Erhöhte Sanktionsrisiken

Ein Verstoß gegen die Berichtigungspflicht nach § 153 Abs. 1 AO ist als Steuerhinterziehung durch Unterlassen (§ 370 Abs. 2 Nr. AO) strafbar. Erfährt ein Steuerpflichtiger nachträglich etwa aus einem Prüfungsbericht, dass Steuererklärungen unrichtig oder unvollständig waren, ist die unterlassene Berichtigung strafbar. Ein Verstoß gegen die Nachforschungspflicht nach § 153 Abs. 4 AO, der zu Steuerverkürzungen oder nicht gerechtfertigten Steuervorteilen führt, kann als leichtfertige Steuerverkürzung (§ 378 AO) geahndet werden. Möglich kann im Einzelfall noch eine strafbefreiende Selbstanzeige (§ 371 AO) sein.

Handlungsempfehlungen für Unternehmen

Unternehmen sind verpflichtet, Prüfungsfeststellungen, die in einem bestandskräftigen Bescheid umgesetzt worden sind, auszuwerten, um die Berichtigungspflicht erfüllen zu können. Generell sollten schon aus allgemeinen Complianceerwägungen Prüfungsberichte analysiert werden, um Verbesserungsmöglichkeiten zu identifizieren.
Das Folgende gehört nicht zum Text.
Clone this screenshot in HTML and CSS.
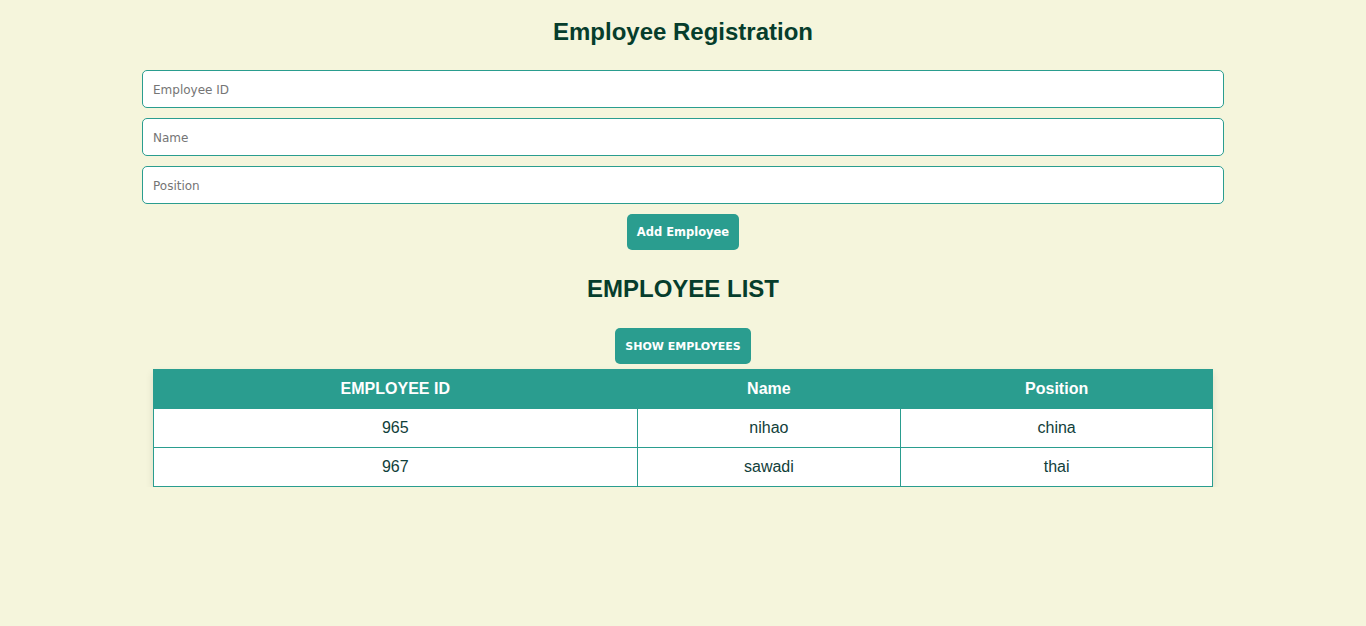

Um zu verhindern, dass Prüfungsfeststellungen unanfechtbar in einem Bescheid umgesetzt werden, sollten in geeigneten Fällen Einwände gegen die Feststellungen erhoben werden. Des Weiteren sollte geprüft werden, ob es im Unternehmensinteresse ist, Einspruch einzulegen oder Klage zu erheben.